Les mères au cœur du rétablissement de l’enfant

La capacité d’adaptation des mères apparaît dans leur façon de fournir du soutien à leur enfant. Les autrices qualifient leurs comportements de « stratégies », qu’elles classent selon trois fonctions distinctes : l’élaboration, qui a pour but de soutenir l’enfant dans son expérience, l’apaisement, qui vise à le calmer et le réconforter, et l’orientation qui lui offre du soutien dans la démarche de guérison. L’objectif ? Verbaliser une méthode de soutien psychologique par l’écoute des émotions, inspirée par l’attitude des mères. Si elles sont au départ des compétences parentales normales et saines, ces stratégies s’avèrent essentielles pour aider l’enfant à reconnaître ses besoins et cheminer sur la voie de la guérison.

« Je comprends mieux ses changements d’humeur […]. Ainsi, j’ai commencé à réagir de différentes façons en prenant le temps de m’asseoir et de discuter avec elle afin de comprendre pourquoi elle en est arrivée là […] Ça m’a aidé à mieux la comprendre. »

– Helen, mère participante (Traduction libre).

Cette écoute, combinée à des gestes d’affection, contribue au réconfort et à la compassion nécessaires à l’entraide mutuelle. Elle permet, par exemple, de fournir un cadre propice aux échanges respectueux, et d’aborder des sujets plus délicats comme les relations intimes et la saine sexualité. Ainsi, les mères soutiennent la reconstruction et le sentiment de sécurité chez leur enfant.

Tableau 1. Le cheminement vers la guérison : les stratégies de soutien émotionnel des mères

Aider les enfants, c’est aussi soutenir les adultes

Soutenir l’enfant en tenant compte de l’état émotionnel du parent : voilà qui montre l’importance de mettre à la disposition des parents un espace pour ventiler ou même partager leur expérience avec d’autres personnes sensibles à leur vécu difficile.
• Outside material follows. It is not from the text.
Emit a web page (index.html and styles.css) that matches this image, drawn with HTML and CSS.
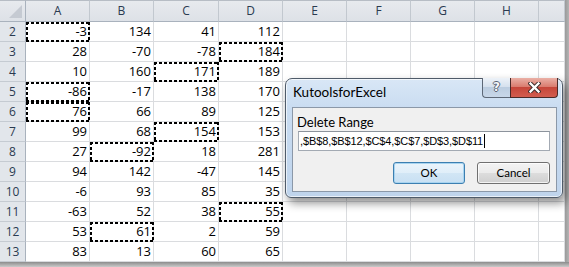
FILE: index.html
```html
<!DOCTYPE html>
<html>
<head>
<meta charset="utf-8">
<link rel="stylesheet" href="styles.css">
</head>
<body>
<div class="screen">
  <div class="top">
    <div class="sheet">
      <div class="corner"><span class="tri"></span></div>
      <div class="ch">A</div><div class="ch">B</div><div class="ch">C</div><div class="ch">D</div><div class="ch">E</div><div class="ch">F</div><div class="ch">G</div><div class="ch">H</div><div class="ch"></div>

      <div class="rh">2</div><div class="c m">-3</div><div class="c">134</div><div class="c">41</div><div class="c">112</div><div class="c"></div><div class="c"></div><div class="c"></div><div class="c"></div><div class="c"></div>
      <div class="rh">3</div><div class="c">28</div><div class="c">-70</div><div class="c">-78</div><div class="c m">184</div><div class="c"></div><div class="c"></div><div class="c"></div><div class="c"></div><div class="c"></div>
      <div class="rh">4</div><div class="c">10</div><div class="c">160</div><div class="c m">171</div><div class="c">189</div><div class="c"></div><div class="c"></div><div class="c"></div><div class="c"></div><div class="c"></div>
      <div class="rh">5</div><div class="c m">-86</div><div class="c">-17</div><div class="c">138</div><div class="c">170</div><div class="c"></div><div class="c"></div><div class="c"></div><div class="c"></div><div class="c"></div>
      <div class="rh">6</div><div class="c m">76</div><div class="c">66</div><div class="c">89</div><div class="c">125</div><div class="c"></div><div class="c"></div><div class="c"></div><div class="c"></div><div class="c"></div>
      <div class="rh">7</div><div class="c">99</div><div class="c">68</div><div class="c m">154</div><div class="c">153</div><div class="c"></div><div class="c"></div><div class="c"></div><div class="c"></div><div class="c"></div>
      <div class="rh">8</div><div class="c">27</div><div class="c m">-92</div><div class="c">18</div><div class="c">281</div><div class="c"></div><div class="c"></div><div class="c"></div><div class="c"></div><div class="c"></div>
      <div class="rh">9</div><div class="c">94</div><div class="c">142</div><div class="c">-47</div><div class="c">145</div><div class="c"></div><div class="c"></div><div class="c"></div><div class="c"></div><div class="c"></div>
      <div class="rh">10</div><div class="c">-6</div><div class="c">93</div><div class="c">85</div><div class="c">35</div><div class="c"></div><div class="c"></div><div class="c"></div><div class="c"></div><div class="c"></div>
      <div class="rh">11</div><div class="c">-63</div><div class="c">52</div><div class="c">38</div><div class="c m">55</div><div class="c"></div><div class="c"></div><div class="c"></div><div class="c"></div><div class="c"></div>
      <div class="rh">12</div><div class="c">53</div><div class="c m">61</div><div class="c">2</div><div class="c">59</div><div class="c"></div><div class="c"></div><div class="c"></div><div class="c"></div><div class="c"></div>
      <div class="rh">13</div><div class="c">83</div><div class="c">13</div><div class="c">60</div><div class="c">65</div><div class="c"></div><div class="c"></div><div class="c"></div><div class="c"></div><div class="c"></div>
    </div>
    <div class="edge-r"></div>
  </div>
  <div class="edge-b"></div>

  <div class="dialog">
    <div class="titlebar">
      <span class="title">KutoolsforExcel</span>
      <div class="caption-btns">
        <span class="help">?</span>
        <span class="close">
          <svg width="13" height="11" viewBox="0 0 13 11">
            <path d="M2.5 1.5 L10.5 9.5 M10.5 1.5 L2.5 9.5" stroke="#3a2a2a" stroke-width="4.2" stroke-linecap="square" fill="none"/>
            <path d="M2.5 1.5 L10.5 9.5 M10.5 1.5 L2.5 9.5" stroke="#ffffff" stroke-width="2.4" stroke-linecap="square" fill="none"/>
          </svg>
        </span>
      </div>
    </div>
    <div class="client">
      <div class="label">Delete Range</div>
      <div class="input">,$B$8,$B$12,$C$4,$C$7,$D$3,$D$11<span class="caret"></span></div>
      <div class="btns">
        <div class="btn ok">OK</div>
        <div class="btn">Cancel</div>
      </div>
    </div>
  </div>
</div>
</body>
</html>
```

FILE: styles.css
```css
* { box-sizing: border-box; }
body { margin: 0; background: #fff; }

.screen {
  position: relative;
  width: 569px;
  height: 267px;
  overflow: hidden;
  background: #fff;
}

.top { display: flex; height: 262px; }

.sheet {
  display: grid;
  grid-template-columns: 26px 64px 64px 65px 64px 64px 64px 64px 64px 26px;
  grid-template-rows: 22px repeat(12, 20px);
  width: 565px;
  font-family: "Open Sans", "Liberation Sans", sans-serif;
}

.edge-r { width: 4px; background: linear-gradient(90deg, #9a9a9a, #b4b4b4); }
.edge-b { height: 5px; background: linear-gradient(#8c8c8c, #cacaca); }

.corner {
  background: linear-gradient(#e7eaee, #dde1e7);
  border-top: 1px solid #b7bdc5;
  border-right: 1px solid #a9b2bd;
  border-bottom: 1px solid #a9b2bd;
  display: flex;
  justify-content: flex-end;
  align-items: flex-end;
  padding: 0 3px 3px 0;
}
.tri {
  width: 13px;
  height: 13px;
  background: #c5cad2;
  clip-path: polygon(100% 0, 100% 100%, 0 100%);
}

.ch {
  background: linear-gradient(#e7eaee, #dde1e7);
  border-top: 1px solid #b7bdc5;
  border-right: 1px solid #c2c8cf;
  border-bottom: 1px solid #a9b2bd;
  font-size: 12px;
  line-height: 20px;
  text-align: center;
  color: #2a3a50;
}

.rh {
  background: #e2e6eb;
  border-right: 1px solid #a9b2bd;
  border-bottom: 1px solid #c5cbd2;
  font-size: 12px;
  line-height: 19px;
  text-align: center;
  color: #2a3a50;
}

.c {
  position: relative;
  border-right: 1px solid #dadcdf;
  border-bottom: 1px solid #dadcdf;
  font-size: 13px;
  line-height: 19px;
  text-align: right;
  padding-right: 2px;
  color: #000;
}

.m::after {
  content: "";
  position: absolute;
  top: 0;
  left: 0;
  right: -1px;
  bottom: -1px;
  background:
    repeating-linear-gradient(90deg, #000 0 3px, transparent 3px 5px) top left / 100% 2px no-repeat,
    repeating-linear-gradient(90deg, #000 0 3px, transparent 3px 5px) bottom left / 100% 2px no-repeat,
    repeating-linear-gradient(180deg, #000 0 3px, transparent 3px 5px) top left / 2px 100% no-repeat,
    repeating-linear-gradient(180deg, #000 0 3px, transparent 3px 5px) top right / 2px 100% no-repeat;
}

/* dialog */
.dialog {
  position: absolute;
  left: 285px;
  top: 78px;
  width: 278px;
  height: 120px;
  border: 1px solid #4f5b69;
  border-radius: 7px 7px 6px 6px;
  background: linear-gradient(#d9e7f6, #c9dcf1 25%, #bfd4ec);
  box-shadow: inset 0 0 0 1px rgba(255, 255, 255, 0.65), 3px 5px 10px rgba(0, 0, 0, 0.45);
  padding: 0 5px 5px 6px;
  display: flex;
  flex-direction: column;
  font-family: Lato, "Noto Sans", sans-serif;
}

.titlebar { height: 28px; display: flex; align-items: flex-start; }
.title {
  margin-top: 5px;
  padding-left: 1px;
  font-size: 13.5px;
  line-height: 16px;
  color: #000;
}

.caption-btns {
  margin-left: auto;
  margin-right: -1px;
  margin-top: -1px;
  display: flex;
  height: 20px;
}
.help {
  width: 28px;
  border: 1px solid #5d6877;
  border-top: none;
  border-right: none;
  border-radius: 0 0 0 4px;
  background: linear-gradient(#edf2f8, #d6e1ee 45%, #bccde0 50%, #c8d7e9);
  color: #f4f6f9;
  font-family: "DejaVu Sans", sans-serif;
  font-weight: bold;
  font-size: 12px;
  line-height: 19px;
  text-align: center;
  text-shadow: 1px 0 0 #5a6473, -1px 0 0 #5a6473, 0 1px 0 #5a6473, 0 -1px 0 #5a6473;
}
.close {
  width: 48px;
  border: 1px solid #4a2a28;
  border-top: none;
  border-radius: 0 0 4px 0;
  background: linear-gradient(#eab0a6, #da7d70 45%, #c6463a 50%, #d25d4f);
  display: flex;
  align-items: center;
  justify-content: center;
}

.client {
  flex: 1;
  background: #f0f0f0;
  border: 1px solid #8b98a8;
  padding: 6px 6px 0 5px;
}
.label {
  font-size: 13px;
  line-height: 16px;
  margin-left: -1px;
  color: #000;
}
.input {
  margin-top: 1px;
  height: 20px;
  border: 1px solid #a3aab3;
  border-top-color: #8c939c;
  background: #fff;
  font-family: "Liberation Sans", Arial, sans-serif;
  font-size: 11px;
  line-height: 18px;
  letter-spacing: -0.1px;
  padding-left: 1px;
  white-space: nowrap;
  overflow: hidden;
  color: #000;
}
.caret {
  display: inline-block;
  width: 1px;
  height: 14px;
  background: #000;
  vertical-align: -3px;
  margin-left: 1px;
}

.btns {
  display: flex;
  justify-content: flex-end;
  gap: 12px;
  margin-top: 11px;
}
.btn {
  width: 73px;
  height: 22px;
  border: 1px solid #707070;
  border-radius: 3px;
  background: linear-gradient(#f3f3f3 0, #ebebeb 50%, #dddddd 50%, #cfcfcf 100%);
  box-shadow: inset 0 0 0 1px rgba(255, 255, 255, 0.75);
  font-size: 11.5px;
  line-height: 20px;
  text-align: center;
  color: #000;
}
.btn.ok {
  width: 72px;
  border-color: #3c7fb1;
  background: linear-gradient(#eaf4fb 0, #e0eef9 50%, #d2e6f5 50%, #c8e0f3 100%);
  box-shadow: inset 0 0 0 1px #a8d4f0;
}
```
La présente recherche ouvre également la voie à l’élaboration d’une étude similaire pour les pères. L’abus sexuel chez l’enfant peut en effet être traumatisant pour tout parent. Des ressources de soutien, telles que le Centre d’intervention en abus sexuels pour la famille (CIASF), la Fondation Marie-Vincent et le Centre d’aide aux victimes d’actes criminels (CAVACS) entre autres, visent à prévenir et à surmonter les difficultés vécues par les familles, dans une telle situation.